Been having a tough time with OCD beating me from all sides and feeling like I’ve taken steps forward and triple the amount of steps backwards lately.
But just had a silver lining.
I have a mixed relationship with this app. Sometimes I find it so reassuring to see that there are other people like me and other times seeing posts similar to my OCD can trigger new intrusive thoughts, obsessions, rituals etc.
Lately I’ve found that whilst struggling, I’ve taken comfort in confessing or getting my intrusive thoughts out through posts on the app. I know we’re not supposed to do this as confessions and seeking reassurance continues the OCD cycle but hey ho ?♀️
Anyway, I’ve been on the app for a few hours today just looking at posts and found myself commenting a lot with advice or tips or sharing experiences with people. So much so, I’d not messaged my boyfriend for a while, which I never do as I find him such a distraction from my ocd and thoughts, he just messaged to say he was still awake and I said I was too. I then found myself telling him how I’d spent so much time in here (he knows I have ocd and he knows about this app but doesn’t know the nature of my ocd etc as I choose to keep that to myself). And as I was doing this I realised that for years I struggled so much with OCD because I went through it alone. I felt like a weirdo, crazy to have such awful thoughts and if I was having such awful thoughts then I must be what they’re making me out to be! This was furthered by family reactions to my OCD.

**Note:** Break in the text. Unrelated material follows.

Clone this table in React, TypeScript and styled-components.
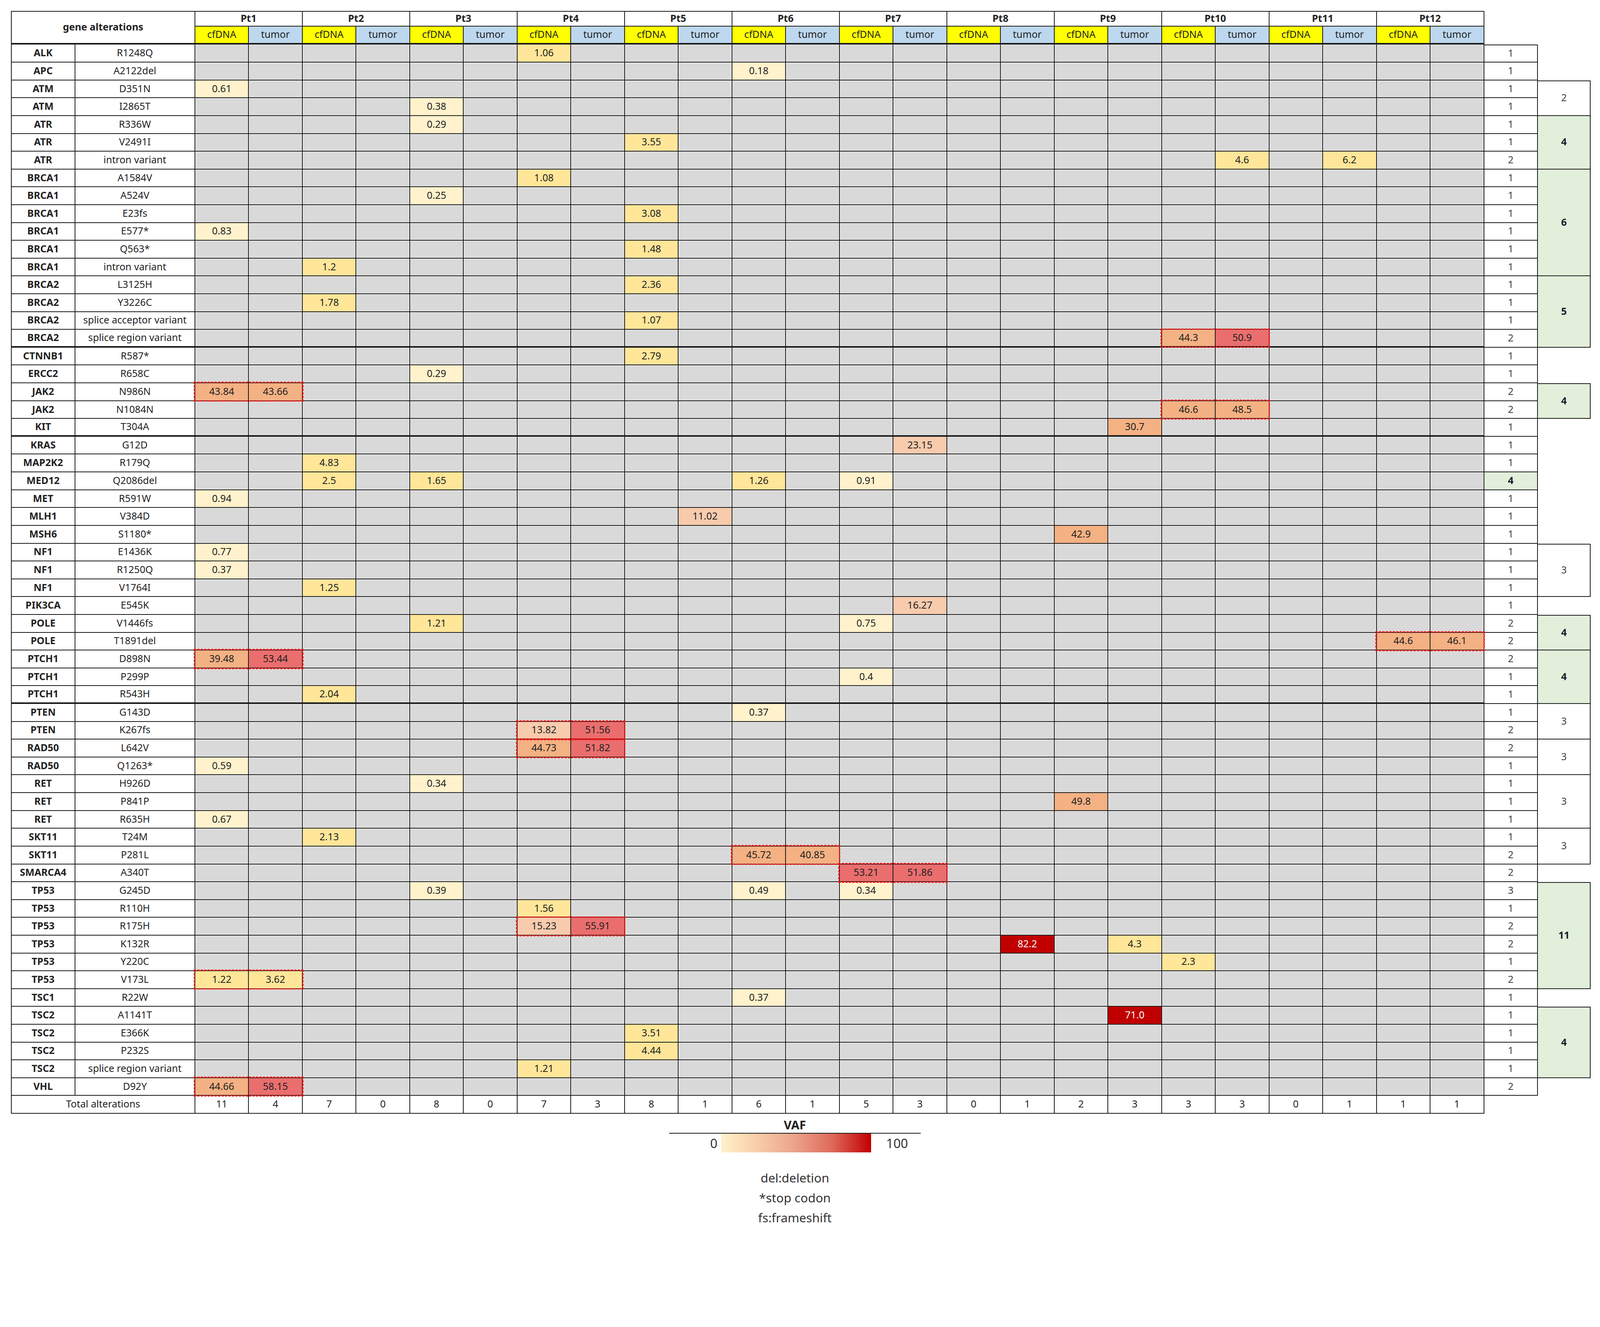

It’s not until recently that I’ve seeked and am undergoing therapy that I’ve gained knowledge and understanding of what it is, how it makes me feel etc. And finding this app and seeing that other people go through the same or similar has helped me gain a self acceptance of the fact that I have OCD, I have irrational thoughts pop into my head which I can’t control. Sometimes I may feel I’m controlling them as I’m thinking about them or trying not to think about them and they happen anyway but in essence I have an illness of uncontrollable thoughts that everybody has. It’s just that having this illness causes me to ruminate with these thoughts rather than letting them slip through like “normal” people do. This ruminating makes me feel awful and believe that I am what the thoughts make me out to be and in reaction to this I feel fear. To squash or reduce this fear I do actions, think thoughts, seek reassurance, confess to the thoughts etc to get initial relief from my anxiety. By doing this I’m not facing the fear I’m furthering it and continuing my OCD cycle. I’ve learnt that in order to break this cycle I need to start sitting with the thoughts and deal with and let the anxiety slip away naturally and not do compulsions to get rid of it. Because in turn this will make me realise that nothing bad happens from these thoughts and I’m not the thoughts. Sometimes I can do this, sometimes I struggle to. It will probably be like that for the rest of my life with varying degrees depending on how strong I am at the time or how well my mental state is.
There may be times I can come on here and give out loads of advice and help and that makes me feel great and strong and in control. There may be other times I come in here and I’m rambling my thoughts and fears and feel guilty and disgusted and sick and my heart’s racing and worried that people will react negatively. There may be times I come in here and instantly have to close the app because I see a post of POCD and I get scared it’ll trigger mine. It’s the perks of an irrational disorder, I can be up and down.
People won’t always understand and that’s not their fault. As I mentioned, my family had very negative reactions to my ocd which made things worse but I don’t blame them. We’re not educated enough on this disorder so someone newly experiencing this, will probably be terrified that they’re losing their mind or that they’re this horrible person because ocd is so widely publicised as being a perfectionist with colour coded notes, organised storage systems etc. When in actual fact it is a tormenting disorder that physically and mentally drains us.
I have given up my education 3 times over because of this illness. I have spent so much money on this illness on cleaning products, new clothes due to having to throw items out that I can’t bare to wear due to contamination obsessions and rituals. I’ve had family members fall out over me because of lack of understanding and my irrational behaviour during very bad periods of OCD.
OCD has affected my life so much, it’s taken a significant chunk of my years away from me which I will never get back. It’s caused me to cut my skin, nip my skin, hit my body, pull my hair, cry myself to sleep, forgive and deal with shitty people in my life through fear of losing people incase one day ocd becomes to much for another person in my life that they leave and then I’m left with nobody.
I won’t always feel as strong as I do in this moment, or feel as in control as I do now. I will spend days sat on my bed terrified to get dressed because of contamination. I’ll spend other days getting dressed straight away with the first pair of clothes I pick.
Of course I wish there was some magical treatment to take it all away and take me back to my 15 year old self with no worries except my friendship group and GCSEs and to continue growing up without all these thoughts and fears but unfortunately my mind has this illness and all I can do is deal with it, seek support, look after myself and take each day at a time.